Visualize streams of multimodal data. Fast, easy to use, and simple to integrate. Built in Rust using egui.

https://rerun.io/

Apache License 2.0

6.43k stars 312 forks source link

Optimize mp4 parse times, and avoid duplicating their RAM use #7481

Open Wumpf opened 4 weeks ago

Wumpf commented 4 weeks ago

Right now we effectively hold an mp4 blob at least twice: Raw in the (arrow) store and then again upon parsing in our mp4 object. All larger pieces should just be pointers back to the raw blob in order to conserve memory.

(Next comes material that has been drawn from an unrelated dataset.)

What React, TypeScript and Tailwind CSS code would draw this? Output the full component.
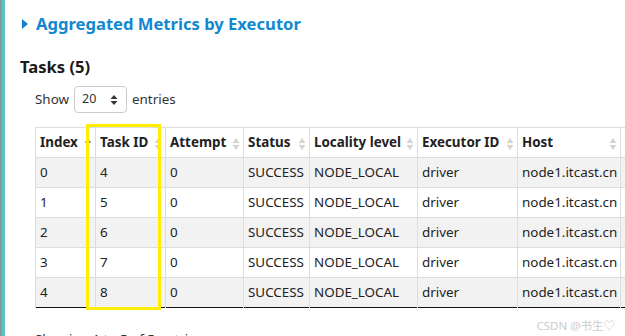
import React from "react";

const rows = [
  { index: 0, taskId: 4 },
  { index: 1, taskId: 5 },
  { index: 2, taskId: 6 },
  { index: 3, taskId: 7 },
  { index: 4, taskId: 8 },
];

const columns = [
  { label: "Index", width: 60, active: true },
  { label: "Task ID", width: 70 },
  { label: "Attempt", width: 78 },
  { label: "Status", width: 66 },
  { label: "Locality level", width: 108 },
  { label: "Executor ID", width: 100 },
  { label: "Host", width: 103 },
  { label: "Logs", width: 100 },
];

function SortIcon({ active }: { active?: boolean }) {
  return (
    <svg width="8" height="14" viewBox="0 0 8 14" className="absolute right-[3px] top-[9px]">
      <path d="M4 1 L7.5 6 L0.5 6 Z" fill={active ? "#8f8fdc" : "#d4d4d4"} />
      {!active && <path d="M4 13 L7.5 8 L0.5 8 Z" fill="#d4d4d4" />}
    </svg>
  );
}

export default function App() {
  return (
    <div className="relative flex h-[336px] w-[625px] overflow-hidden bg-white text-[#222] font-['Segoe_UI','Noto_Sans',sans-serif]">
      <div className="w-[2px] shrink-0 bg-[#7e9e9d]" />
      <div className="w-[3px] shrink-0 bg-[#5cc3c0]" />
      <div className="flex-1 pl-[15px] pt-[11px]">
        <div className="flex items-center gap-[8px] pl-[2px]">
          <svg width="6" height="10" viewBox="0 0 6 10">
            <path d="M0 0 L6 5 L0 10 Z" fill="#1485cf" />
          </svg>
          <h4 className="text-[16.6px] font-bold leading-[26px] text-[#1188d0]">Aggregated Metrics by Executor</h4>
        </div>
        <h4 className="mt-[18px] text-[16.6px] font-bold leading-[24px] text-[#1a1a1a]">Tasks (5)</h4>
        <div className="mt-[7px] flex items-center pl-[15px] text-[13.4px] text-[#333]">
          <span>Show</span>
          <div className="ml-[5px] flex h-[27px] w-[53px] items-center justify-between rounded-[4px] border border-[#ccc] pl-[7px] pr-[8px] text-[12.5px]">
            <span>20</span>
            <svg width="8" height="12" viewBox="0 0 8 12">
              <path d="M4 1 L7.5 5 L0.5 5 Z" fill="#333" />
              <path d="M4 11 L7.5 7 L0.5 7 Z" fill="#333" />
            </svg>
          </div>
          <span className="ml-[5px]">entries</span>
        </div>
        <div className="relative ml-[15px] mt-[14px]">
          <table className="table-fixed border-collapse text-[13.4px]" style={{ width: 685 }}>
            <colgroup>
              {columns.map((c) => (
                <col key={c.label} style={{ width: c.width }} />
              ))}
            </colgroup>
            <thead>
              <tr className="h-[30px]">
                {columns.map((c) => (
                  <th
                    key={c.label}
                    className="relative border border-[#ddd] pl-[4px] text-left font-bold text-[#222] whitespace-nowrap"
                  >
                    {c.label}
                    <SortIcon active={c.active} />
                  </th>
                ))}
              </tr>
            </thead>
            <tbody>
              {rows.map((r, i) => (
                <tr
                  key={r.index}
                  className={`h-[30px] ${i % 2 === 0 ? "bg-[#f2f2f2]" : "bg-white"} ${
                    i === rows.length - 1 ? "border-b border-b-[#111]" : ""
                  }`}
                >
                  <td className="border-x border-t border-[#ddd] pl-[4px]">{r.index}</td>
                  <td className="border-x border-t border-[#ddd] pl-[4px]">{r.taskId}</td>
                  <td className="border-x border-t border-[#ddd] pl-[4px]">0</td>
                  <td className="border-x border-t border-[#ddd] pl-[4px]">SUCCESS</td>
                  <td className="border-x border-t border-[#ddd] pl-[4px]">NODE_LOCAL</td>
                  <td className="border-x border-t border-[#ddd] pl-[4px]">driver</td>
                  <td className="border-x border-t border-[#ddd] pl-[4px]">node1.itcast.cn</td>
                  <td className="border-x border-t border-[#ddd] pl-[4px]"></td>
                </tr>
              ))}
            </tbody>
          </table>
          <div className="pointer-events-none absolute left-[51px] top-[-3px] h-[186px] w-[75px] border-[3px] border-[#ffee00]" />
          <div className="mt-[21px] text-[13.4px] text-[#333]">Showing 1 to 5 of 5 entries</div>
        </div>
      </div>
      <div className="pointer-events-none absolute right-[10px] top-[317px] text-[11.5px] text-[#cccccc] font-['Noto_Sans','Noto_Sans_CJK_SC',sans-serif]">
        CSDN @书生♡
      </div>
    </div>
  );
}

Also general cleanup of mp4 crate is in order, this is a good opportunity.

This won't fly for streaming mp4 easily, but for full mp4 it should be doable to do indices into the blob.

emilk commented 4 weeks ago

Does arrow bottom out in https://crates.io/crates/bytes ? That would be useful for storing RC-counted references across crates.

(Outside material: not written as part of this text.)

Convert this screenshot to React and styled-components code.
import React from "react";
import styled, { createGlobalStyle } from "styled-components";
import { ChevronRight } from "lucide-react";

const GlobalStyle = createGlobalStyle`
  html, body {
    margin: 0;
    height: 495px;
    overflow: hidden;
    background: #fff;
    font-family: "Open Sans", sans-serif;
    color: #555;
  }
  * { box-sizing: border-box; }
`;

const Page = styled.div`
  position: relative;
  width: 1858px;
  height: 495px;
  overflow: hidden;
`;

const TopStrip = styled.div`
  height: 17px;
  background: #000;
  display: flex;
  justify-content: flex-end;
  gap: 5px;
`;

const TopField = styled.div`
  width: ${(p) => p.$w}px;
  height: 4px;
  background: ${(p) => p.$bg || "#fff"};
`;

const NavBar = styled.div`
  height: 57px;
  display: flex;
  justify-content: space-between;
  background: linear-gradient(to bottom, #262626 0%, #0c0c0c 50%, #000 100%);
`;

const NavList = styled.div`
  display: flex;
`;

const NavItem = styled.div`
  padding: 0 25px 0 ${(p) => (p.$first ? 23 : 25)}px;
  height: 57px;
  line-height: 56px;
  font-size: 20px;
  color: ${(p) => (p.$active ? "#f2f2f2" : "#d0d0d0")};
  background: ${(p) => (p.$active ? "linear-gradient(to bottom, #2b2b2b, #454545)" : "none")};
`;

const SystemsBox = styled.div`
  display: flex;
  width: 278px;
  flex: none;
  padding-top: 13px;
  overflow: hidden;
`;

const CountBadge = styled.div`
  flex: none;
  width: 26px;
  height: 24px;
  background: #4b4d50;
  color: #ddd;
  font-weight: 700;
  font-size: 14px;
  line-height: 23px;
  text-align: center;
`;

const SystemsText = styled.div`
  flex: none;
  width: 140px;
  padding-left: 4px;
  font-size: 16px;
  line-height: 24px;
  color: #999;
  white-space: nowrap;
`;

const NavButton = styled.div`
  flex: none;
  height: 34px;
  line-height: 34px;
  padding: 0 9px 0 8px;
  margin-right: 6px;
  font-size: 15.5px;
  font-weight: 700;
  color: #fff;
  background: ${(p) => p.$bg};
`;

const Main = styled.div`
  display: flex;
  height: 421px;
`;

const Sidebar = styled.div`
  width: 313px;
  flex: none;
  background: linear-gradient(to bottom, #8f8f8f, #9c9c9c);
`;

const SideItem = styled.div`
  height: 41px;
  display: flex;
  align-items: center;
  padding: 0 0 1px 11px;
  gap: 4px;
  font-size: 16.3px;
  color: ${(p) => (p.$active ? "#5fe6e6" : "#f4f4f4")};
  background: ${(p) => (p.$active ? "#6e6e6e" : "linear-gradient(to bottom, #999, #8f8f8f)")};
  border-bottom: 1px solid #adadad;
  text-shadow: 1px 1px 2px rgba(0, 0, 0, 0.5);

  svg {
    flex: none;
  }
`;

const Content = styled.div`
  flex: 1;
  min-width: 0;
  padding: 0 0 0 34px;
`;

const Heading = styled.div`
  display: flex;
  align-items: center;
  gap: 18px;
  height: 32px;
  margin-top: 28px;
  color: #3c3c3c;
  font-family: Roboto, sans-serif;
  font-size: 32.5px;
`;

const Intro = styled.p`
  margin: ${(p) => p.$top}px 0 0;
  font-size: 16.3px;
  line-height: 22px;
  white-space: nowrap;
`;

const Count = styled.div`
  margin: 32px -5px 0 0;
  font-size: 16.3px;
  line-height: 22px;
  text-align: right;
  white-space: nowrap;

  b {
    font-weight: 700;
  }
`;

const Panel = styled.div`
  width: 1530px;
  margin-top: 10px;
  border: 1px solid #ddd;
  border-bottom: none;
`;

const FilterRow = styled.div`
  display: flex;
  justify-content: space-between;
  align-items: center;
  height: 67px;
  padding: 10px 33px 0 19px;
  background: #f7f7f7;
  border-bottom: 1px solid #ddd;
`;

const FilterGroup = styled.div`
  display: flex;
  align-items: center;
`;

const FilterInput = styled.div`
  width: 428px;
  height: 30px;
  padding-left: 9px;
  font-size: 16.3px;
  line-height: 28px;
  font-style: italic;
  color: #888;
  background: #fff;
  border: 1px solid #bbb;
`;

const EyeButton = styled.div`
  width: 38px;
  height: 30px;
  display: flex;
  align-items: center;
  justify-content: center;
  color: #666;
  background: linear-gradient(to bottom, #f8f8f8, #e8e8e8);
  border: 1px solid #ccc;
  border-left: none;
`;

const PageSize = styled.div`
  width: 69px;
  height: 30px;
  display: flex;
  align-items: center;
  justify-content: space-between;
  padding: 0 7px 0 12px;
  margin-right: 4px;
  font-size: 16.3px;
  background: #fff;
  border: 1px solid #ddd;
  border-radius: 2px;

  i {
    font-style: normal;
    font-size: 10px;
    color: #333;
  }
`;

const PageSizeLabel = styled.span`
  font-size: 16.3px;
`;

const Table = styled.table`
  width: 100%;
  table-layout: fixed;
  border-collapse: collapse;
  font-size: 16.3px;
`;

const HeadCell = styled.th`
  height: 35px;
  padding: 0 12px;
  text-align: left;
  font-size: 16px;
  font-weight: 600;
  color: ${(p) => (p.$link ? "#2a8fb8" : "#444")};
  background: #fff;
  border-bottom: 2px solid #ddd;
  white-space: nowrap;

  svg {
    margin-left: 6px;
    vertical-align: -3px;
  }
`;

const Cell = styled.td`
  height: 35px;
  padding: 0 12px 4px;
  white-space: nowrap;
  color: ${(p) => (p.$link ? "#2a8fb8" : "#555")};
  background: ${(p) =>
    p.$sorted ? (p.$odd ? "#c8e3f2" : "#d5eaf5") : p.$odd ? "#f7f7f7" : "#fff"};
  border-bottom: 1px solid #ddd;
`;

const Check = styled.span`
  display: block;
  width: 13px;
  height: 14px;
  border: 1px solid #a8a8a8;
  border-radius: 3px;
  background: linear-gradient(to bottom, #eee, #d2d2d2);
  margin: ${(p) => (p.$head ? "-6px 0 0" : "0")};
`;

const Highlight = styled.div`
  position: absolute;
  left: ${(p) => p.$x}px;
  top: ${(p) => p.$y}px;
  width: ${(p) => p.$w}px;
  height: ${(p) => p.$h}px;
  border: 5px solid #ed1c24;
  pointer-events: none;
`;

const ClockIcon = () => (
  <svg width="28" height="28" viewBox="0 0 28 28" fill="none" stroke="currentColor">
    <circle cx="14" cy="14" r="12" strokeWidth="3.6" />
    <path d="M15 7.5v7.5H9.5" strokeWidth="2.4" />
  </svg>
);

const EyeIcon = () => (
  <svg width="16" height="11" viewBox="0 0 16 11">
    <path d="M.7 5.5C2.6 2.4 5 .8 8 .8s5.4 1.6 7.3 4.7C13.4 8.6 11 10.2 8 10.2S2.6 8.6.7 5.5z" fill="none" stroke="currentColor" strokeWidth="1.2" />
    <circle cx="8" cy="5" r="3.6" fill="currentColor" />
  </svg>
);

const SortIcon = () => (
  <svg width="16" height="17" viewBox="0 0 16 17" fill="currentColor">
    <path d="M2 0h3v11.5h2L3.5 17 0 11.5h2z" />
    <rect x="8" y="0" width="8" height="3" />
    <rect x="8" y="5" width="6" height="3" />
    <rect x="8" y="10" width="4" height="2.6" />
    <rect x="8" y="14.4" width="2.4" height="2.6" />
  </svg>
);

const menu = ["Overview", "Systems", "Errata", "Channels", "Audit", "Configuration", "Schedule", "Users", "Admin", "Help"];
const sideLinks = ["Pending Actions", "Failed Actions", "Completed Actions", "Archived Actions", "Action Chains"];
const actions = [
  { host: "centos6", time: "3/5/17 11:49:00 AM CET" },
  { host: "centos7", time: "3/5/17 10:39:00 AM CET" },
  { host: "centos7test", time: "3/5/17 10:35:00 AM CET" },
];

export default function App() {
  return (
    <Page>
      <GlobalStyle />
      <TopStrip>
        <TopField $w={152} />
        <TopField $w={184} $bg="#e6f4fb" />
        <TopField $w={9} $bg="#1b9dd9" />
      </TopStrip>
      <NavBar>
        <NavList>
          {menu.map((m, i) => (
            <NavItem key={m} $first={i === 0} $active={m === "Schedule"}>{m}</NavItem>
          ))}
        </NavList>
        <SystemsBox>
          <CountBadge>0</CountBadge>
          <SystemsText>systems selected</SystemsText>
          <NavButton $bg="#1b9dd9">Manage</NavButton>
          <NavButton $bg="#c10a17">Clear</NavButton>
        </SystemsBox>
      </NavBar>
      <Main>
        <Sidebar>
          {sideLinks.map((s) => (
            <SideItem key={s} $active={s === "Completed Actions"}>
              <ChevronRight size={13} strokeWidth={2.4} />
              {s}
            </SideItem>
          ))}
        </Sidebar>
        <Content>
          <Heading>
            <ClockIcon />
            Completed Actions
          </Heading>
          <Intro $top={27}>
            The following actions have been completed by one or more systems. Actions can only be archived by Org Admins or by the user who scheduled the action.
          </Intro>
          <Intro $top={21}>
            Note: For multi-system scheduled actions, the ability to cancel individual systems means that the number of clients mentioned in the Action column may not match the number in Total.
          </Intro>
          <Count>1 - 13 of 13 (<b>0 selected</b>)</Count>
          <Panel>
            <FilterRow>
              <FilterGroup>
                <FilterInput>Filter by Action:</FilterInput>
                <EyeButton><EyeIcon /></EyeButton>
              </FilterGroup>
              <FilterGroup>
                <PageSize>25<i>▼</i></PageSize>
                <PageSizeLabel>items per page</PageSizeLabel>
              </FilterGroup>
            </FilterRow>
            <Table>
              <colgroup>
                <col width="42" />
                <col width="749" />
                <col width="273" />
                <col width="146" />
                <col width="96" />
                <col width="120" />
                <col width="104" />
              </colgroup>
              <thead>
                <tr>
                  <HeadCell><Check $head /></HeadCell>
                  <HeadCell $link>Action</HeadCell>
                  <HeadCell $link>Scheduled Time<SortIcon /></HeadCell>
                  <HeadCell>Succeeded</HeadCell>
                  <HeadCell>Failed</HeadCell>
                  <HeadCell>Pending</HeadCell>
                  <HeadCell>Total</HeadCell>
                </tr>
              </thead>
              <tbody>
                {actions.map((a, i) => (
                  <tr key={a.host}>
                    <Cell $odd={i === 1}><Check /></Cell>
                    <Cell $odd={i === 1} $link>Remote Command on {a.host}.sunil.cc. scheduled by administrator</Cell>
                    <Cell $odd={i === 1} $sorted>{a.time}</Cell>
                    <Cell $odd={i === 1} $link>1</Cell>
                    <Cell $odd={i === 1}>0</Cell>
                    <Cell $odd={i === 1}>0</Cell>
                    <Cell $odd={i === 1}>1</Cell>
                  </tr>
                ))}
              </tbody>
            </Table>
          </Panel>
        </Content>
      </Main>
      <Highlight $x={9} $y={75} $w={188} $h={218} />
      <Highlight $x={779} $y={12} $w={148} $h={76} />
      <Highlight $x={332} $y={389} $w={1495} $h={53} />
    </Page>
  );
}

Otherwise we have to consider a few different alternatives:

re_mp4 uses bytes: Range<usize> instead of Vec<u8>
re_mp4 has some sort of trait ByteSource with a Box<dyn ByteSource> that we then implement for Blob
???

emilk commented 2 weeks ago

I think the best path forward is to change re_mp4 to store byte ranges (Range<usize>) rather than the raw bytes, and then have re_video (or re_renderer) have some sort of trait ByteSource { fn read(&self, bytes: Range<usize>) -> Option<Vec<u8>> } that we then can wrap around a Blob.

It should be less than a days worth of work.

emilk commented 1 day ago

The vast majority of the time used by Mp4::read is allocating memory for each sample (see https://github.com/rerun-io/re_mp4/pull/11). If we instead store byte ranges, all that goes away. This mean this issue is also about vastly optimizing video load times (which can easily be hundreds of milliseconds, atm).

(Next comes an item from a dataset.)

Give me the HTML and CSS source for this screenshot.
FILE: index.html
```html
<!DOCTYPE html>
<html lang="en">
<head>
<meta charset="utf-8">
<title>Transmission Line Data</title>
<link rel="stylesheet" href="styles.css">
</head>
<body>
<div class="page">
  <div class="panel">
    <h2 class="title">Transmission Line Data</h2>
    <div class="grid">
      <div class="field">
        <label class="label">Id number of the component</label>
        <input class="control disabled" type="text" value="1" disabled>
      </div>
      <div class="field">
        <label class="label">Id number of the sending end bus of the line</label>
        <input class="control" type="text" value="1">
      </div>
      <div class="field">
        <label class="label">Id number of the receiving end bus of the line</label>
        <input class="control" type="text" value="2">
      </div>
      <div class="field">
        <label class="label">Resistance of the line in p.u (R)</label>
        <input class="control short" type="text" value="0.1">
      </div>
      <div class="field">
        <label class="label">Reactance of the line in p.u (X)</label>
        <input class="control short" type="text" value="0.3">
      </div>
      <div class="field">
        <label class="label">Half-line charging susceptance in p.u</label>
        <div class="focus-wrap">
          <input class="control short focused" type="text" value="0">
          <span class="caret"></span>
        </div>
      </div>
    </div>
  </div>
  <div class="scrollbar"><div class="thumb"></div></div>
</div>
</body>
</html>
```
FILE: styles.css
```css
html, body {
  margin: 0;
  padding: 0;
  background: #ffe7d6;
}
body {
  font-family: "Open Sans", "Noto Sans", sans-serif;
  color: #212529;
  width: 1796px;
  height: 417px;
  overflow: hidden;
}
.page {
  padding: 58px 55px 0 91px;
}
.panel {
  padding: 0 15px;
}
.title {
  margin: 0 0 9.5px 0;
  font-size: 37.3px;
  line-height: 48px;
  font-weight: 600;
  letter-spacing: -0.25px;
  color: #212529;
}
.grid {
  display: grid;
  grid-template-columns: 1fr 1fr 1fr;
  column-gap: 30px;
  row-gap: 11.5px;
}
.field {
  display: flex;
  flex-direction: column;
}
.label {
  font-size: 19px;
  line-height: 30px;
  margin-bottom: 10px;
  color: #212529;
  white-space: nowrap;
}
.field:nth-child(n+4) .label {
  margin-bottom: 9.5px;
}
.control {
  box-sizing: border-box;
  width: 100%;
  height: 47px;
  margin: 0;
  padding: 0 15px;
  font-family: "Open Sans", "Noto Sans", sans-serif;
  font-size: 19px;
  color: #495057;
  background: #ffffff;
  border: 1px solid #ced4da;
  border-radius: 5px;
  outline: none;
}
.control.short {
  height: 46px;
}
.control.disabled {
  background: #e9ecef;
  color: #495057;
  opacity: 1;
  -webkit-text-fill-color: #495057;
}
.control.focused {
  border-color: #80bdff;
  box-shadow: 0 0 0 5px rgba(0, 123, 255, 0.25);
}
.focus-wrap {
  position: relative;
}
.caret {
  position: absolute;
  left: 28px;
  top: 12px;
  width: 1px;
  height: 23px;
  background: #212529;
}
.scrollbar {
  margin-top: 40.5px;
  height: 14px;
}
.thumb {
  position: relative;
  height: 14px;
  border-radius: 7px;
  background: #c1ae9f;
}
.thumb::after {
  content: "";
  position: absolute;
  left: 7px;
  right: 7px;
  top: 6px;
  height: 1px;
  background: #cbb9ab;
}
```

Related: https://github.com/rerun-io/rerun/pull/7850

jprochazk commented 5 hours ago

Even after https://github.com/rerun-io/rerun/pull/7860 we still copy video data for each sample. But Blob is a Arc<Vec<u8>> internally, so we should be able to avoid that as well. The decoder could receive a sub-slice of the Blob instead of copying the data to its own Vec. For web, it's possible to give the JS video APIs a direct reference to Wasm's linear memory, using the unsafe Uint8Array::view, which means constructing the EncodedVideoChunk will not require a copy either.